RECORDED DATA
::::::::::
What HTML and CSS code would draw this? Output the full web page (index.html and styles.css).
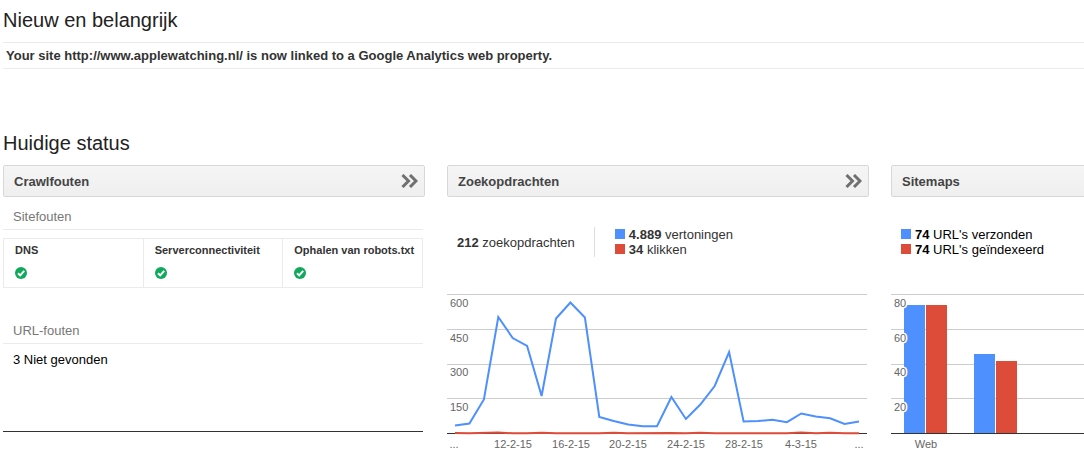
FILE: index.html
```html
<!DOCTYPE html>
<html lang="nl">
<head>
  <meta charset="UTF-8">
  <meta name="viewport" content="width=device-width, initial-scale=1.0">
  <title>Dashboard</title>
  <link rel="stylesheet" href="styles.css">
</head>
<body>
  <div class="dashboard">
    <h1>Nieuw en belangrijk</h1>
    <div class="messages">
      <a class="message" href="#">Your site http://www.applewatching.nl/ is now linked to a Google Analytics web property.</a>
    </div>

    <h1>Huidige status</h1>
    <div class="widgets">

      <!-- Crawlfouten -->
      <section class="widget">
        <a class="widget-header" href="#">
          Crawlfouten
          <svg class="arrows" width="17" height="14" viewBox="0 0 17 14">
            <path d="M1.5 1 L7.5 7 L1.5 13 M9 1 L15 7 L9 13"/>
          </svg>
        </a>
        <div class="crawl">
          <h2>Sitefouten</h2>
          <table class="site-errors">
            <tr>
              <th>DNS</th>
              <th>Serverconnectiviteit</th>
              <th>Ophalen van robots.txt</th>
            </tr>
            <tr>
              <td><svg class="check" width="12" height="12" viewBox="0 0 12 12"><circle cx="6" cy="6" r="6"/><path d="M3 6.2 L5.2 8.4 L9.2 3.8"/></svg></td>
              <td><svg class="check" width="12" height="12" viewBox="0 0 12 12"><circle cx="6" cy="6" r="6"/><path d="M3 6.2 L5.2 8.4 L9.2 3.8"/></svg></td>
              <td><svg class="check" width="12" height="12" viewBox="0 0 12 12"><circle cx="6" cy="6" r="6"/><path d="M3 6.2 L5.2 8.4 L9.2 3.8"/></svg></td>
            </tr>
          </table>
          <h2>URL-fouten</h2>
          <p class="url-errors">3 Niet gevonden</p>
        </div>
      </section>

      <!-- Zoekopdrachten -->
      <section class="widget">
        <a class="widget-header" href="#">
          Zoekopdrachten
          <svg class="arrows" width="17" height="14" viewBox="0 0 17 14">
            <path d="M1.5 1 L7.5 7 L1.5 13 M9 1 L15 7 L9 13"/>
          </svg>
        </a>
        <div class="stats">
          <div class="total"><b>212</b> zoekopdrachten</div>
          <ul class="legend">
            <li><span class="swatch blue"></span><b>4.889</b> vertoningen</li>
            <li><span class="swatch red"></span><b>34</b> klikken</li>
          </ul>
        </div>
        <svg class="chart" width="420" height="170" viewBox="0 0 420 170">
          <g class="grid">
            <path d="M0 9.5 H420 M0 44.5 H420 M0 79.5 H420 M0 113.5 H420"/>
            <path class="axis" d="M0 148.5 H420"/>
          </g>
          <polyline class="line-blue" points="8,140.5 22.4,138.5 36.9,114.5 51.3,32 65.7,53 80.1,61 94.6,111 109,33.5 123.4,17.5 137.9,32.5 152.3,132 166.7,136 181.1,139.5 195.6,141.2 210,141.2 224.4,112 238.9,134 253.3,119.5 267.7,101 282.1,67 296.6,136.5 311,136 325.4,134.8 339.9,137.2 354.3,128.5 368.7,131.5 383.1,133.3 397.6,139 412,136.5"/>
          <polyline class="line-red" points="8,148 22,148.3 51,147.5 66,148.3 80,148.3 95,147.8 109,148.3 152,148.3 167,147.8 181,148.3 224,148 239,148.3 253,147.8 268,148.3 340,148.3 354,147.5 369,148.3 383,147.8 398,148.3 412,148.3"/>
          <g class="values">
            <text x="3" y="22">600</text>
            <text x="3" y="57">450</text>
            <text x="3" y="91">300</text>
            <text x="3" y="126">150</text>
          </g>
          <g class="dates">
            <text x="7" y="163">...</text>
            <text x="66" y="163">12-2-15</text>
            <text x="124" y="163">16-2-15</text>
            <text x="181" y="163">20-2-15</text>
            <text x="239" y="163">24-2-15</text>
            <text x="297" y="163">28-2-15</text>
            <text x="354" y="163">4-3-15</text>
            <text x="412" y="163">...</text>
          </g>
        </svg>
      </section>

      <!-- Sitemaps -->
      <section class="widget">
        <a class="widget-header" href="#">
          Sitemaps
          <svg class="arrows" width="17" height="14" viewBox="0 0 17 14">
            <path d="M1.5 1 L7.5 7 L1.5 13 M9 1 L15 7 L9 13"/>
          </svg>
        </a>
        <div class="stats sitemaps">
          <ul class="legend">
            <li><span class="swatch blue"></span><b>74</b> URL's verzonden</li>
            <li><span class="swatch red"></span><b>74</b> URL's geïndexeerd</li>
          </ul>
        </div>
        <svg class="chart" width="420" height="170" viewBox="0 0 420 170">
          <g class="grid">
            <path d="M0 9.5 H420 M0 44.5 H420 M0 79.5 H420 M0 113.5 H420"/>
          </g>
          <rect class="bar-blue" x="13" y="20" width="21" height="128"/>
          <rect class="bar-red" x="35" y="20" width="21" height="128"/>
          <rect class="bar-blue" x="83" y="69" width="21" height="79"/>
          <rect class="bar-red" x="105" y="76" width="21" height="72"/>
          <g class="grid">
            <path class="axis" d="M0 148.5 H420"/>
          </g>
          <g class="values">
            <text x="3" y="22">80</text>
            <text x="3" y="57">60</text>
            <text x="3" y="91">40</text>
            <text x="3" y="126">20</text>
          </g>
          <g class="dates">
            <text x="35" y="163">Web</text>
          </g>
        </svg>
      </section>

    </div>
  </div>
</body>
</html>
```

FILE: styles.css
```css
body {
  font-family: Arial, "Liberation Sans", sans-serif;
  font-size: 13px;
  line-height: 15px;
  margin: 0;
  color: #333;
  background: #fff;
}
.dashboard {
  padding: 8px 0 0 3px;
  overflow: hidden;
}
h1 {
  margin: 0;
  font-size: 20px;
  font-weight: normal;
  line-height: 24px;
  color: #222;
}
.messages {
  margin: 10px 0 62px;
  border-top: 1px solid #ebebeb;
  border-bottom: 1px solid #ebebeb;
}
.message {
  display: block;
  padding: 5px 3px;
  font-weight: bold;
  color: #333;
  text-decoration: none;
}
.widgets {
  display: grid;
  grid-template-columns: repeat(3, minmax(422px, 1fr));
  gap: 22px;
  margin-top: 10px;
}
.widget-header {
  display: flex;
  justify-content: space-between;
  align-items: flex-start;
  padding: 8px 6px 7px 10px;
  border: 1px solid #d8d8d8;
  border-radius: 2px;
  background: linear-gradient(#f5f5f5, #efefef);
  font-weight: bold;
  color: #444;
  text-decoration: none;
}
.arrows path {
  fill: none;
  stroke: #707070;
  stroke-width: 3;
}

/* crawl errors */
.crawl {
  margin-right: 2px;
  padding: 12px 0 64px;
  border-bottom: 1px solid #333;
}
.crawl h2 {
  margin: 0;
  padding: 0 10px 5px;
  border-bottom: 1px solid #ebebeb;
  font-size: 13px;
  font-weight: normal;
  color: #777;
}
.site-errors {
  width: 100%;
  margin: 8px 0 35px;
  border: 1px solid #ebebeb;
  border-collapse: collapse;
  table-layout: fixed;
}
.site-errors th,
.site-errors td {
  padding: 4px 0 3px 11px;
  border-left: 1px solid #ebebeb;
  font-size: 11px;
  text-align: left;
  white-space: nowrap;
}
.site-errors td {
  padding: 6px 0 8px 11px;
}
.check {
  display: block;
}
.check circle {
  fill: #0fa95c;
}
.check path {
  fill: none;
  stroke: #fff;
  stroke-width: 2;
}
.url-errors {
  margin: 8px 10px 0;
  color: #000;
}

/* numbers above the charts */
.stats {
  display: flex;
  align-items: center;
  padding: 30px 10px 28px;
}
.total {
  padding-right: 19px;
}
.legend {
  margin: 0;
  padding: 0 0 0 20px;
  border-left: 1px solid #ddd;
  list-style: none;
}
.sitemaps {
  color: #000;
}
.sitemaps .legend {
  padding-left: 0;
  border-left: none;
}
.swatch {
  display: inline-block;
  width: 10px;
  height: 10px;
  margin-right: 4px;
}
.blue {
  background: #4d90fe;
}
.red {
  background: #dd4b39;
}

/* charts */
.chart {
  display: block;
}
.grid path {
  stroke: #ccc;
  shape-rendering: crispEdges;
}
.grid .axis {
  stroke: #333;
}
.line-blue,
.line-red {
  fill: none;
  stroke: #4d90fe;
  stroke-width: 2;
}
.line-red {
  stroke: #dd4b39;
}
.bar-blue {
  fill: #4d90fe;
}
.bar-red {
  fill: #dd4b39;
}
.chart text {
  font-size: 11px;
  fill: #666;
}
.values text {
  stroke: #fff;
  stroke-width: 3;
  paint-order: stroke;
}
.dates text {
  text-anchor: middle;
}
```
::::::::::
REQUIREMENTS
From the listing above, collect every line that mentions the word "index".

OUTPUT
What HTML and CSS code would draw this? Output the full web page (index.html and styles.css).
FILE: index.html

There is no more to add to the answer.